I purchased this from Lowes (one of the only stores open during the pandemic.) I had seen this mirror online and my local Lowes had one left in stock. By the time I could feed the baby and get him down for a nap to leave with my husband, pack my wearable breast pump (ten out of ten recommend for any mama who is pumping a ton or exclusively pumping) and drive the 25 minutes to town, the mirror had sold! However, I found one I loved more. The problem was that it was the last one left and it was the display. It also happened to be layered under 2 other larger mirrors and on the highest display rack. It took four Lowes employees to approve the purchase of the display item, find a ladder to be able to reach it, find something strong enough to cut the industrial zip ties that were keeping it in place, and get me out of there (Thank you Lowe’s employees for working so hard). And all these shenanigans took over an hour and I am standing there in my wearable pump that gives me Madonna boobs.

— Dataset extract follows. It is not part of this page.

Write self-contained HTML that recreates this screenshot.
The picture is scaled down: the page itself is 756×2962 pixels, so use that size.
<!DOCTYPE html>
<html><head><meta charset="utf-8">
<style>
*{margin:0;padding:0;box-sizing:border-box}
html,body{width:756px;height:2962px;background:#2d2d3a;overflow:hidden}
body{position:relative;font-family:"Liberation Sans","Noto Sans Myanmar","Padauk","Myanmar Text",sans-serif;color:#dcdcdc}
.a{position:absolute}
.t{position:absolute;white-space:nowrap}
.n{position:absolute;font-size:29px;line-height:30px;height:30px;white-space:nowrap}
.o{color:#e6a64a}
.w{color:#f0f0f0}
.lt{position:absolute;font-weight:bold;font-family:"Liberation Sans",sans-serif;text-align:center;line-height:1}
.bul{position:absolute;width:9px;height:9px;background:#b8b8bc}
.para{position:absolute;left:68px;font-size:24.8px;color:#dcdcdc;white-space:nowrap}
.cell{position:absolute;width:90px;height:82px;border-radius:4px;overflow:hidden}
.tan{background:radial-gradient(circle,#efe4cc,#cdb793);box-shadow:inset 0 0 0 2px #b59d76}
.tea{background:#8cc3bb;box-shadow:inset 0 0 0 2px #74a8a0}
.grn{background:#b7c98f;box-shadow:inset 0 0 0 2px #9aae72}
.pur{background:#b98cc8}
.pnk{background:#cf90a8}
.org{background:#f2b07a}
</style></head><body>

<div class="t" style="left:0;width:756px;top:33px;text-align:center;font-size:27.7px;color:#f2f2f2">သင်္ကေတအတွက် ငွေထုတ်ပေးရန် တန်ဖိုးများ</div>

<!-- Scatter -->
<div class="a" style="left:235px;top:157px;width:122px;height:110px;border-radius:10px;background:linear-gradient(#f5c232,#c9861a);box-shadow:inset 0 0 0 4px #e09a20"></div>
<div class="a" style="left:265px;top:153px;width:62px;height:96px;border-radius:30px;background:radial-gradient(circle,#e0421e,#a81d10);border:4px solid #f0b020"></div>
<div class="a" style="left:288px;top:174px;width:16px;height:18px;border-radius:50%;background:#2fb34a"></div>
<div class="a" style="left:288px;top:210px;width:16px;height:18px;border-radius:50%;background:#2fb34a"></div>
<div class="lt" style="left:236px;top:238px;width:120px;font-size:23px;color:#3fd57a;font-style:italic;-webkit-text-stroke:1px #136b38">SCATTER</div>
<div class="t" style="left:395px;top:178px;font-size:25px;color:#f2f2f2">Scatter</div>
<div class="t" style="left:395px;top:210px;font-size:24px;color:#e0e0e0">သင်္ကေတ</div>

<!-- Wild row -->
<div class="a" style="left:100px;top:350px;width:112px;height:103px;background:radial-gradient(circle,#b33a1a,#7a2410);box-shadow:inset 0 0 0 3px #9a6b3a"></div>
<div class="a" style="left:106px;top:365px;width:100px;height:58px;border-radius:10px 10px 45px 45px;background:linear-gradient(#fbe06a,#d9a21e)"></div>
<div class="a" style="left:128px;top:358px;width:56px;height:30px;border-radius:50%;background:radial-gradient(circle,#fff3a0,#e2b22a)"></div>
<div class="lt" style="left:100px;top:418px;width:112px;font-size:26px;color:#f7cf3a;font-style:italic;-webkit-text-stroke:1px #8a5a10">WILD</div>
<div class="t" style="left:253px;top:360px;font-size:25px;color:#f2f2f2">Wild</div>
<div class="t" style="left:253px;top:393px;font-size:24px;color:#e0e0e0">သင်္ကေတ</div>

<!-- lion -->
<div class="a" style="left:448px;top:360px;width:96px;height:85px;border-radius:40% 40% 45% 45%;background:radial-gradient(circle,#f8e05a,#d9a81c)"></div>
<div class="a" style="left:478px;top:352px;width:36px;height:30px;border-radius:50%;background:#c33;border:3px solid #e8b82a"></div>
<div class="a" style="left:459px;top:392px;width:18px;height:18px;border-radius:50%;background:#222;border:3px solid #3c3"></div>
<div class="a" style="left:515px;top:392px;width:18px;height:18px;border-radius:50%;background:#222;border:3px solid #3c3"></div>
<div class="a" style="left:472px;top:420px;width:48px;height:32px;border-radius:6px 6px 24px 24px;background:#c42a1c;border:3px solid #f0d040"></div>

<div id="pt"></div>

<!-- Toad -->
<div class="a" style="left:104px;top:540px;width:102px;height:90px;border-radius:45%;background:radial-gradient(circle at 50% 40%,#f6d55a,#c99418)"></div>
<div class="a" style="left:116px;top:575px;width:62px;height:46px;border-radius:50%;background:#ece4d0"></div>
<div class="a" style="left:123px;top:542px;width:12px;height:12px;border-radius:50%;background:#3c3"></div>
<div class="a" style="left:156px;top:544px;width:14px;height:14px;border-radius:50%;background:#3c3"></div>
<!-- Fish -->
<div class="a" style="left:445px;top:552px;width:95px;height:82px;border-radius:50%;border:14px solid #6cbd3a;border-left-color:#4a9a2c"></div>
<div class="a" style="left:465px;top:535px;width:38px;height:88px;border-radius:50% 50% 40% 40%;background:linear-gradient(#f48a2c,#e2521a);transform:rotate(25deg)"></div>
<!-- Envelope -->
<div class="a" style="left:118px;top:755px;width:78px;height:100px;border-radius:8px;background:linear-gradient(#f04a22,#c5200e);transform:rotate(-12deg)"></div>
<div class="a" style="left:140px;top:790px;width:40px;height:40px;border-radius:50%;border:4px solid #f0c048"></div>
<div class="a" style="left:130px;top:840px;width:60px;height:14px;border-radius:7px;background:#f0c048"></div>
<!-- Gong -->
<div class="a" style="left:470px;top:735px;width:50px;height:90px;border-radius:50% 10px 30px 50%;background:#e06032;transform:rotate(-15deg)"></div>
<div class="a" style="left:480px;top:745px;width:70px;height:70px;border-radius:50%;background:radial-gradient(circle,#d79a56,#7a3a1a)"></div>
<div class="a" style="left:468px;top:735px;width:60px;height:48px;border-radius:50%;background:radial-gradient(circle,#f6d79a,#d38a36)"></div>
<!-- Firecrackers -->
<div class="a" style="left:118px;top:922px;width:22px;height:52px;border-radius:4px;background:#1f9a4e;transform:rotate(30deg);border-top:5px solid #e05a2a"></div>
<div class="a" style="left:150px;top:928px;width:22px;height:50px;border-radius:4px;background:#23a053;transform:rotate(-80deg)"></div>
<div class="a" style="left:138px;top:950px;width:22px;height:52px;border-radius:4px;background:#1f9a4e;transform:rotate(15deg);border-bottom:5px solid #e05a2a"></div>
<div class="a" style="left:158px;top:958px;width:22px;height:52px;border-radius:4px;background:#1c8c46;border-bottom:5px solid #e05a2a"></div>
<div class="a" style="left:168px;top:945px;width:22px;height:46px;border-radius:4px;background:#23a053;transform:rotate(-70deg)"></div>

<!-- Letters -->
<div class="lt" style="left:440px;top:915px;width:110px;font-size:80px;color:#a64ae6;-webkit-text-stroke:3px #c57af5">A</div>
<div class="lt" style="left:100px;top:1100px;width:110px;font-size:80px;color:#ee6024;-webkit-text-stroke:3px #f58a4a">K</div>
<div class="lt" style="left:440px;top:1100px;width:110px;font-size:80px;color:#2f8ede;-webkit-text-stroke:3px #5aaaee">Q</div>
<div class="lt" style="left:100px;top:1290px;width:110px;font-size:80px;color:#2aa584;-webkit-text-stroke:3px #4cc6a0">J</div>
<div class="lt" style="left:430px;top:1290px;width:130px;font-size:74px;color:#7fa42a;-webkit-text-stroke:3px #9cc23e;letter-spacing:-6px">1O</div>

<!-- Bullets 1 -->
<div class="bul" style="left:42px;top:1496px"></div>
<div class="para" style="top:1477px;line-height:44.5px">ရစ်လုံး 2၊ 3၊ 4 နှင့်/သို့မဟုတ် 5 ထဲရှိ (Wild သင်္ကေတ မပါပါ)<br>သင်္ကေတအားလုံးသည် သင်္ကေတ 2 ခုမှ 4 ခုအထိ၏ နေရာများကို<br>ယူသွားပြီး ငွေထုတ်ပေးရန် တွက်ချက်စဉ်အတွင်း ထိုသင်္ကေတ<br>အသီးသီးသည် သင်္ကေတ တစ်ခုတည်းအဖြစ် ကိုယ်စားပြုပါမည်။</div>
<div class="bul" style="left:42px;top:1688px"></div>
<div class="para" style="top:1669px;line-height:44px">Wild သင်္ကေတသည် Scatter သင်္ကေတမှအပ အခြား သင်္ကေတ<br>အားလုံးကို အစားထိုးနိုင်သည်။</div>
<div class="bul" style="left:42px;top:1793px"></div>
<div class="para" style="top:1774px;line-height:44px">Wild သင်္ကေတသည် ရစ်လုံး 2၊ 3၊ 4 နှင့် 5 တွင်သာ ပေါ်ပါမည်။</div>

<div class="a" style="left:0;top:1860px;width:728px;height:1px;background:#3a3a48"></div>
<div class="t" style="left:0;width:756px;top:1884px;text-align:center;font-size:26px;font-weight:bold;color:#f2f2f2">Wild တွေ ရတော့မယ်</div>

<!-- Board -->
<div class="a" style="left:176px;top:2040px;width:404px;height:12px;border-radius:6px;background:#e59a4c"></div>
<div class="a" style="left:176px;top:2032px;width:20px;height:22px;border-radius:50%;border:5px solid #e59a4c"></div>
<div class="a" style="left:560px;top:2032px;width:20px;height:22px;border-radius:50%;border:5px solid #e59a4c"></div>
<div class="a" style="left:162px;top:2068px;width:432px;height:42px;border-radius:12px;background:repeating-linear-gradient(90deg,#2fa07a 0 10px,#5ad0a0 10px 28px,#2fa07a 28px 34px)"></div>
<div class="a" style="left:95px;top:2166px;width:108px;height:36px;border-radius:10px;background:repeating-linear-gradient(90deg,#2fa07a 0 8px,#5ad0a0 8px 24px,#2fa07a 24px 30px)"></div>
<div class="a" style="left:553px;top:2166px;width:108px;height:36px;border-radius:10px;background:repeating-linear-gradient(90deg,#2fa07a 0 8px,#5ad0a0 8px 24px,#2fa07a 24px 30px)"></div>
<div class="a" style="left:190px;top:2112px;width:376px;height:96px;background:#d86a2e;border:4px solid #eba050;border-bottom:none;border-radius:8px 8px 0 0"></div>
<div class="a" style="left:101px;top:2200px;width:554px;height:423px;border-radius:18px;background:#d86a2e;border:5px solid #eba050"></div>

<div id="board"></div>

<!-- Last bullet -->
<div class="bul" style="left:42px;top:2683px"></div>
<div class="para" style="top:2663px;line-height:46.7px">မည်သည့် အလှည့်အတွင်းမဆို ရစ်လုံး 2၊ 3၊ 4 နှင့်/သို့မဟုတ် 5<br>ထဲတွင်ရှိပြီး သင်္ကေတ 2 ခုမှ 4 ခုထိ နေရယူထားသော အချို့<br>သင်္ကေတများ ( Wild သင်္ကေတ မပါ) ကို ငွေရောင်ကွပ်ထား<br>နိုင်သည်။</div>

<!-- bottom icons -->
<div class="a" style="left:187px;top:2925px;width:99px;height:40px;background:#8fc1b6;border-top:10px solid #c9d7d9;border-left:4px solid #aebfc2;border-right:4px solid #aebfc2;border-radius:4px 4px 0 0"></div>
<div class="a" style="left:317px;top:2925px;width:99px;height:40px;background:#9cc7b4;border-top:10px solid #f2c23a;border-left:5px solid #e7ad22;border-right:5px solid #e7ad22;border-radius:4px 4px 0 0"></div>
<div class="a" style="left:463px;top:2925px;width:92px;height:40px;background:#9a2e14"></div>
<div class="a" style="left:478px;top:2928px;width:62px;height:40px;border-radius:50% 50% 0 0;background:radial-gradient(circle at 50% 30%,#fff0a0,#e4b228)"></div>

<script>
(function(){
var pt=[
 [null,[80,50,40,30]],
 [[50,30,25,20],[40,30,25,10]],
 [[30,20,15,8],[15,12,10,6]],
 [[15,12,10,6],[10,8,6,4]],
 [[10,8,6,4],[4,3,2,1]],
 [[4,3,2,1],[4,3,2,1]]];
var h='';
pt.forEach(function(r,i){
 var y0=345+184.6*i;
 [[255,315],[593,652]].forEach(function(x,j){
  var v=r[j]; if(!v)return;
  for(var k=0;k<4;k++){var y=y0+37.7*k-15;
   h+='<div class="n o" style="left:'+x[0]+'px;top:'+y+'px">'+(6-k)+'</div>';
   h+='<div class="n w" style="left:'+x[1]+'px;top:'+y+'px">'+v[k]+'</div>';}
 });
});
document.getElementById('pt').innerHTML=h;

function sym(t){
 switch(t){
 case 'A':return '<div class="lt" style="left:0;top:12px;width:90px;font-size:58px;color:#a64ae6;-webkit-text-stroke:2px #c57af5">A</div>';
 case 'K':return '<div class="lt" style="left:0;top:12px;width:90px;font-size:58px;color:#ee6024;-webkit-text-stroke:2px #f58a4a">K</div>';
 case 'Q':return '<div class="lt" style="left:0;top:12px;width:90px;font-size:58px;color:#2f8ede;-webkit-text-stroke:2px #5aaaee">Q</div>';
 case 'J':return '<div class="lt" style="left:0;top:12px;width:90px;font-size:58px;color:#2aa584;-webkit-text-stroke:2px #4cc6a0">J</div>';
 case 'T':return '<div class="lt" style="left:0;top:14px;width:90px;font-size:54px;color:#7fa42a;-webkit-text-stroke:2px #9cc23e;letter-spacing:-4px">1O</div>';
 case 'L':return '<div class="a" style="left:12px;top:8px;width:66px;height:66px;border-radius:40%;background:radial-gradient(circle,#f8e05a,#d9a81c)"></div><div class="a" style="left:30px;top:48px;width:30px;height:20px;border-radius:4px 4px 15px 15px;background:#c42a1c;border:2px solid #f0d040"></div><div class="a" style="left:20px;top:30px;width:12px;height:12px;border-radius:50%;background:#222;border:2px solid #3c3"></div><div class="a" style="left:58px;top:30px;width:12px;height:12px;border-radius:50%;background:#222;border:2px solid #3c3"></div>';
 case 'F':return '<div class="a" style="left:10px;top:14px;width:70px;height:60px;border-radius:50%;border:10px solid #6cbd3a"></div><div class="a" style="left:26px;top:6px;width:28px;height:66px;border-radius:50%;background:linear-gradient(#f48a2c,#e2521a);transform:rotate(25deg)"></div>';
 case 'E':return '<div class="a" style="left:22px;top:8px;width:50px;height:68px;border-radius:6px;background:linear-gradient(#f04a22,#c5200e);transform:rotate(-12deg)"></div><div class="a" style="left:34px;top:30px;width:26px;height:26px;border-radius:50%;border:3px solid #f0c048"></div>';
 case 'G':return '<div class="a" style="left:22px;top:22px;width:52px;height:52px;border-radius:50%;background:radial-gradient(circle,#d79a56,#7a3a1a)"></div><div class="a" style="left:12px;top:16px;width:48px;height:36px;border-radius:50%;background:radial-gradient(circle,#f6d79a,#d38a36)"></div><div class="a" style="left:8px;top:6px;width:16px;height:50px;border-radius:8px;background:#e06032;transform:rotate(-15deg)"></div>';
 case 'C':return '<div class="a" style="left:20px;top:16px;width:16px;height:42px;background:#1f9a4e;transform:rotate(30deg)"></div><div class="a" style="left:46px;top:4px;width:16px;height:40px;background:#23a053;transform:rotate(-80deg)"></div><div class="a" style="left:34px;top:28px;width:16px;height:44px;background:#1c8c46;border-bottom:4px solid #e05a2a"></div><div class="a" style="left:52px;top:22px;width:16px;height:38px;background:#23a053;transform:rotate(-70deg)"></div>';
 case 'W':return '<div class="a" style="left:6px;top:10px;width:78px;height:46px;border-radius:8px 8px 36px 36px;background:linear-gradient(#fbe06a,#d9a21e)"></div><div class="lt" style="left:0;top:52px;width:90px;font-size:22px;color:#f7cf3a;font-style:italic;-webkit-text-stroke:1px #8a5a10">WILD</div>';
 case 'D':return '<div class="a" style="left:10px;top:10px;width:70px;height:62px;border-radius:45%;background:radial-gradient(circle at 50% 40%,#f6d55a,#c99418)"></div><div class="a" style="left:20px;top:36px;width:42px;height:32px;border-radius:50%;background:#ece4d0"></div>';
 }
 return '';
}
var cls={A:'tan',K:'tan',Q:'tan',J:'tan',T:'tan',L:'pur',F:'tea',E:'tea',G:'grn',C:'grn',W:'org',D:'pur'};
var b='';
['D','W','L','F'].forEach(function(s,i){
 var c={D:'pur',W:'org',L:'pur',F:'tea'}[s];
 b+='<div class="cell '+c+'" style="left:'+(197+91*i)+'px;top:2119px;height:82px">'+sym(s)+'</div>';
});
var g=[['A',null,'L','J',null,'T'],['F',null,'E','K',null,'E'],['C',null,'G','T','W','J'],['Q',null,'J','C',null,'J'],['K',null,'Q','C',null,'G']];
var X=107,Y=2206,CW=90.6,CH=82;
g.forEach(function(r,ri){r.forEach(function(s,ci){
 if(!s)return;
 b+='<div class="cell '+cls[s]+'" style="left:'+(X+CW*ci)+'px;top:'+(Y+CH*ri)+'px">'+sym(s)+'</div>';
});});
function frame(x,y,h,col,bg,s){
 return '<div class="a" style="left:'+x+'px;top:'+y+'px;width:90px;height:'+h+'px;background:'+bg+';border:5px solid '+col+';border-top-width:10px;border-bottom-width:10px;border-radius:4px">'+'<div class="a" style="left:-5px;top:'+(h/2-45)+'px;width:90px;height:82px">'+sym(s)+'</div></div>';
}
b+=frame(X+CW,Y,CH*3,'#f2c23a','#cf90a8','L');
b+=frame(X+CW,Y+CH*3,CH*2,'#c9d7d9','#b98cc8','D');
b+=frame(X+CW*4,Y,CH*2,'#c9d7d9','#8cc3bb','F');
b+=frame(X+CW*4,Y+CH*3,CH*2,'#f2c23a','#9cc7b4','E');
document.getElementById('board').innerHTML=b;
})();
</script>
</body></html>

At long last, the mirror was eventually freed for me to purchase and take home.

THE CONCLUSION

This story started out about us sharing our son through a window because of the pandemic and quickly spiraled. But, when I walk into my fresh living room, I don’t think of the barriers that COVID19 has caused in allowing us to share the joy of a new babe.  It makes me so happy knowing that we have an inviting and clean space for our son to grow up in. He has a big sectional couch for family snuggles. He has a large mirror to look at himself in and laugh. And he has his big window to look out at the world through. Only now, he can go on the other side! 

Trying to share our son using social distancing was better than not sharing him at all during a pandemic and stay at home order, but we do prefer the real snuggles!